[WHAT YOU WILL DO]
Report every line from the material that contains the word "this".

Collected data entries:

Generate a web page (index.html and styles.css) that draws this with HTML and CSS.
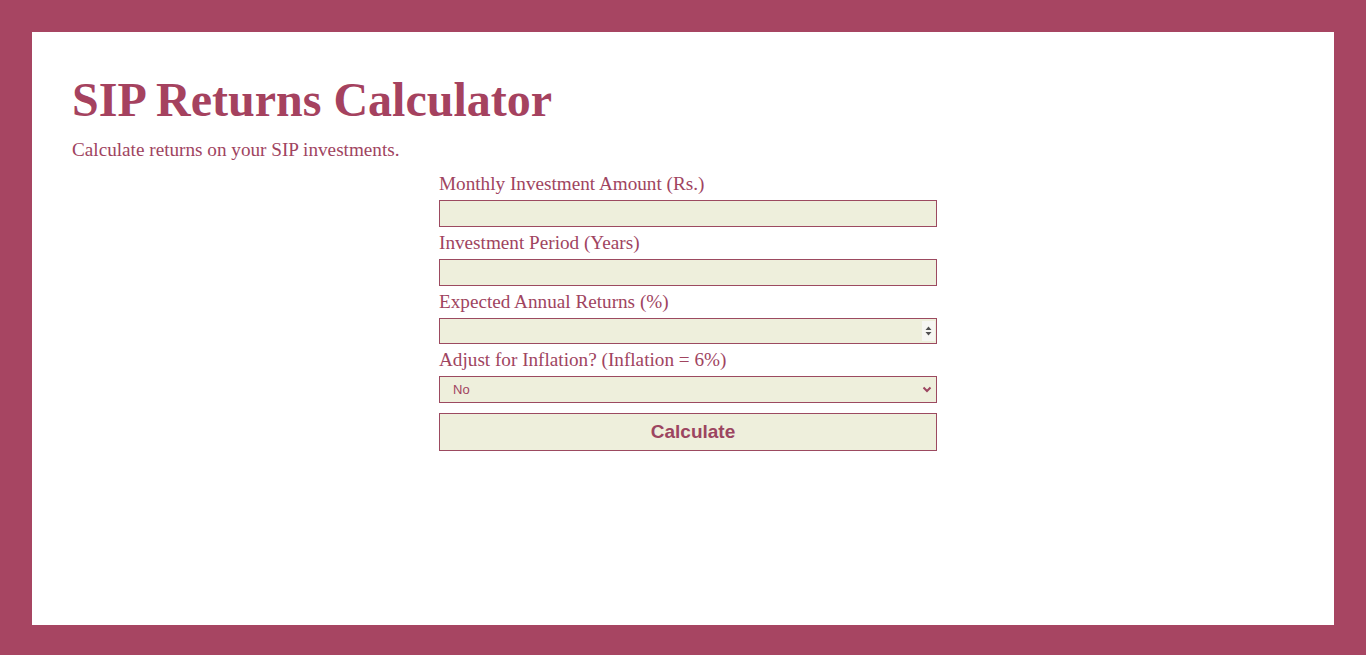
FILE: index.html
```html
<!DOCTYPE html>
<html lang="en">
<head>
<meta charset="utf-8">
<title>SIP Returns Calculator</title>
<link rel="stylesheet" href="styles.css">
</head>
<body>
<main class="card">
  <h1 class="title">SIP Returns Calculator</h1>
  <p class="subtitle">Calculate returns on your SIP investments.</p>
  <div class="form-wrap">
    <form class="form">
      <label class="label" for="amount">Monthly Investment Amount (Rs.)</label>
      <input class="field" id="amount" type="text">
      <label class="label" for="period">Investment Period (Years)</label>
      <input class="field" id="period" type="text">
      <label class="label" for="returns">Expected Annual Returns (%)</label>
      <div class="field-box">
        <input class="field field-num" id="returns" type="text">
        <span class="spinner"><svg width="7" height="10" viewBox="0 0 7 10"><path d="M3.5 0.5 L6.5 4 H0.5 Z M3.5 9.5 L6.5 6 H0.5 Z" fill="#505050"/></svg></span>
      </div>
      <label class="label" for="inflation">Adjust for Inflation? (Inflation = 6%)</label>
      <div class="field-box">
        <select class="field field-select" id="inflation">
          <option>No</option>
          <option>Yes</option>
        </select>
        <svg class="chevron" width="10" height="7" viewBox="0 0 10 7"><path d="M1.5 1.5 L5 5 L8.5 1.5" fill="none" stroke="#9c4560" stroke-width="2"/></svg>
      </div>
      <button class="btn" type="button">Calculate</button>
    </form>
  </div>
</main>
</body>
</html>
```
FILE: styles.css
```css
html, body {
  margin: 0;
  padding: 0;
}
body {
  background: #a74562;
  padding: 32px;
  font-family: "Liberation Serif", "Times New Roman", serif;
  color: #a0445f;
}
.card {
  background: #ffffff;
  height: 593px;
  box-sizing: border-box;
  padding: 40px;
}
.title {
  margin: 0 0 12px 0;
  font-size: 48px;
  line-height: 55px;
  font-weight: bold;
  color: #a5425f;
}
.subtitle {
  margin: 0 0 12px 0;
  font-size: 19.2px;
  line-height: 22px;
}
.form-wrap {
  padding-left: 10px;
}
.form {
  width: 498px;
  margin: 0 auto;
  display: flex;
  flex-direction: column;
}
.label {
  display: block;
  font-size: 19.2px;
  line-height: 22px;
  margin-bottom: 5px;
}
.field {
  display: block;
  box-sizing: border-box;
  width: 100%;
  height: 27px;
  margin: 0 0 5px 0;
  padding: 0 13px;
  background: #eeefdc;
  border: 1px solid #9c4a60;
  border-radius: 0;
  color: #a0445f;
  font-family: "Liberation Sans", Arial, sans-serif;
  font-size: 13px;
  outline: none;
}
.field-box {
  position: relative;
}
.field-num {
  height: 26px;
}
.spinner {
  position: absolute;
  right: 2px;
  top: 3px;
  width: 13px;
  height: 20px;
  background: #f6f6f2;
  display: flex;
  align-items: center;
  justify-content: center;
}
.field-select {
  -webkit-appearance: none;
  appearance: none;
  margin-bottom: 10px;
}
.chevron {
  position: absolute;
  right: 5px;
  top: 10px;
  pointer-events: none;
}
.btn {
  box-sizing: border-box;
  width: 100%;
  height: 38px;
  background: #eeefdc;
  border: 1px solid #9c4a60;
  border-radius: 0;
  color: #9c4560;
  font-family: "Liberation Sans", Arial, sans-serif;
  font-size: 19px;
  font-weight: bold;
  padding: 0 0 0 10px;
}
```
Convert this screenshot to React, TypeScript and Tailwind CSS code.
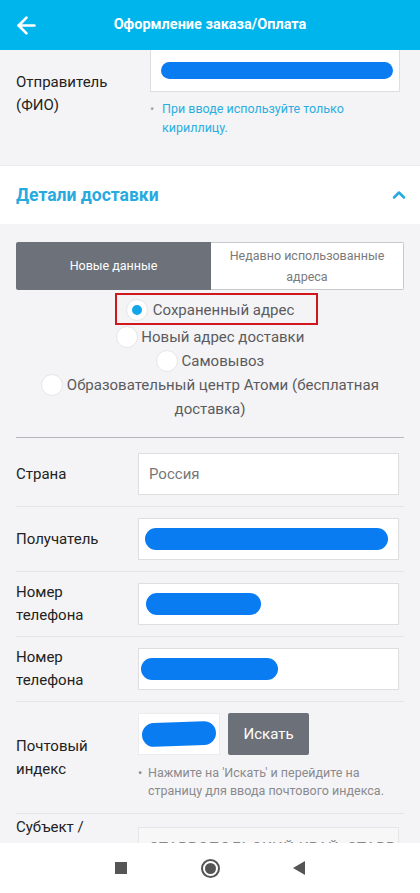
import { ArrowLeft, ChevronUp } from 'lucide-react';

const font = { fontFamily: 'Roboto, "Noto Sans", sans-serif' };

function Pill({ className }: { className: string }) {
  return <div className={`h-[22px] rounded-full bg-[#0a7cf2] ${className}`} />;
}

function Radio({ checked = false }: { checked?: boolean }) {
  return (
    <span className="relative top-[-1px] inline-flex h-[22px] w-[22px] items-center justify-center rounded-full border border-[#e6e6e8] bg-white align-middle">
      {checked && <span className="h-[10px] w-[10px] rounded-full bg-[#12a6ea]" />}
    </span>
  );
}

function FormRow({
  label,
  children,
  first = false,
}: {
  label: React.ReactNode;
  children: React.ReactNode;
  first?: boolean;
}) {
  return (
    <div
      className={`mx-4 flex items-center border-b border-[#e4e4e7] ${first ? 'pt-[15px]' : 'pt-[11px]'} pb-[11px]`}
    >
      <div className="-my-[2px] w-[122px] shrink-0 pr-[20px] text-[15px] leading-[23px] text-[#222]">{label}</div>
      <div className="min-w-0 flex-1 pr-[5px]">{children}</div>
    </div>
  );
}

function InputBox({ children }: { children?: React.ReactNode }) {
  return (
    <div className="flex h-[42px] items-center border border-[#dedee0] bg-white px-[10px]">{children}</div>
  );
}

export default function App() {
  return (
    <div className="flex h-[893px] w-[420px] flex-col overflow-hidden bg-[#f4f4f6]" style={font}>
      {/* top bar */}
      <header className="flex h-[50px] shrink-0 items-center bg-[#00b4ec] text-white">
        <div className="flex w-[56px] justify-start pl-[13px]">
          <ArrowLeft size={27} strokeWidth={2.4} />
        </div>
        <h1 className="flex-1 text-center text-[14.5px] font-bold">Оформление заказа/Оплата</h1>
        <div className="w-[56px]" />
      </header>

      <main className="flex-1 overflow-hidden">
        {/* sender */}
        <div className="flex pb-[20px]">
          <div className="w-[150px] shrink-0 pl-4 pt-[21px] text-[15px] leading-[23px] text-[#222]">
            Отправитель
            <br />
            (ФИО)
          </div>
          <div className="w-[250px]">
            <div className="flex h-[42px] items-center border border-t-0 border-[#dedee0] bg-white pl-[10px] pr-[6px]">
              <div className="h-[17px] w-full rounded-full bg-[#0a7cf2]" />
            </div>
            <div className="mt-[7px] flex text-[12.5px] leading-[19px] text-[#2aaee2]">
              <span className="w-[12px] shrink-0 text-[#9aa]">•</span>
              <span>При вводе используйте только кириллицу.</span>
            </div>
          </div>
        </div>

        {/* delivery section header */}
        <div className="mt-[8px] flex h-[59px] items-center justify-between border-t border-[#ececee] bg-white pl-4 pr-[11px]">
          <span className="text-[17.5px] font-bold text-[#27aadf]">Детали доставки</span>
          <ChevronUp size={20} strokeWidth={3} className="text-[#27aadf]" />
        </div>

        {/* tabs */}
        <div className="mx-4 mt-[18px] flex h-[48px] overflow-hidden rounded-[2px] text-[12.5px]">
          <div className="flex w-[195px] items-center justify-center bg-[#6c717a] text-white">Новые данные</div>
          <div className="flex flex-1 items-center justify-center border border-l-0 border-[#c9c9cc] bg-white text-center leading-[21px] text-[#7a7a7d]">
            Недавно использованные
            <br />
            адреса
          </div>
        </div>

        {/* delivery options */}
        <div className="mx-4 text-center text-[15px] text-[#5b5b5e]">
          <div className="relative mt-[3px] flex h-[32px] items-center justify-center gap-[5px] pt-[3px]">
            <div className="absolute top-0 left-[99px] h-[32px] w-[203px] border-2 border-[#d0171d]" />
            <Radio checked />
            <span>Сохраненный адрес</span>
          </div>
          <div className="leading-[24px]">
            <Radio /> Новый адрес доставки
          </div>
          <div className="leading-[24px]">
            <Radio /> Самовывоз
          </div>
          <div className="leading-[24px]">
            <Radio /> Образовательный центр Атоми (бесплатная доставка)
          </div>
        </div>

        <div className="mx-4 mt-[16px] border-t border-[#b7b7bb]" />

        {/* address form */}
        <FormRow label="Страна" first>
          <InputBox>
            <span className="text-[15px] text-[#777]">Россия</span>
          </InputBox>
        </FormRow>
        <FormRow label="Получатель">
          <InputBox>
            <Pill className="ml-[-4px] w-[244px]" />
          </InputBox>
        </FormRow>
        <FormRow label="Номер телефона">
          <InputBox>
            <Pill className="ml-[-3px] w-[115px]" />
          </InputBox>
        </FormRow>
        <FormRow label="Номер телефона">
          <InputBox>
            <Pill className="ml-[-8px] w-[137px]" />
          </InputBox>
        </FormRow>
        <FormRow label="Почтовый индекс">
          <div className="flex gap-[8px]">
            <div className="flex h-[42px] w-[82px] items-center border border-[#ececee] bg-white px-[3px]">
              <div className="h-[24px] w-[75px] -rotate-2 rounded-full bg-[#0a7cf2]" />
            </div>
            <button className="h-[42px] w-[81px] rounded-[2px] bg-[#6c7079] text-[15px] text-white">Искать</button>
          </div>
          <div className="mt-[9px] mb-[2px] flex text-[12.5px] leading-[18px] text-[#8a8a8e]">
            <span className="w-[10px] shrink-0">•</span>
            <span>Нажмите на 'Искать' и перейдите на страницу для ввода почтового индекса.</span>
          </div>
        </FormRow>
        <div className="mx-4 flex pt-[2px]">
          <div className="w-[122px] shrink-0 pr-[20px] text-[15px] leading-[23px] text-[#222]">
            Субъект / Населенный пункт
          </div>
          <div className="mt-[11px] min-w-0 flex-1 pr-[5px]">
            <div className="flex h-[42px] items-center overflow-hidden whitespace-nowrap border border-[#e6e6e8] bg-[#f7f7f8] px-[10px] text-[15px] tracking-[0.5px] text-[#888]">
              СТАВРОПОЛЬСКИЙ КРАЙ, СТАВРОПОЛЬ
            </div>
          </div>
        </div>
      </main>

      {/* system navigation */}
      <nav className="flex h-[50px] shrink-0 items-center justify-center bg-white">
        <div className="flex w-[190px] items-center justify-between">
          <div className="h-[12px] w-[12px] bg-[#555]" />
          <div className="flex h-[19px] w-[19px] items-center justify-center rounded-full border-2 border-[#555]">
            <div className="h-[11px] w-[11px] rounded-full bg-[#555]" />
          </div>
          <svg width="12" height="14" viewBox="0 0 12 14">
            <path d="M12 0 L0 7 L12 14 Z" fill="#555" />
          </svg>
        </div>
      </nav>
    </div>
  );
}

[REPLY TO THE EXERCISE]
Generate a web page (index.html and styles.css) that draws this with HTML and CSS.
Convert this screenshot to React, TypeScript and Tailwind CSS code.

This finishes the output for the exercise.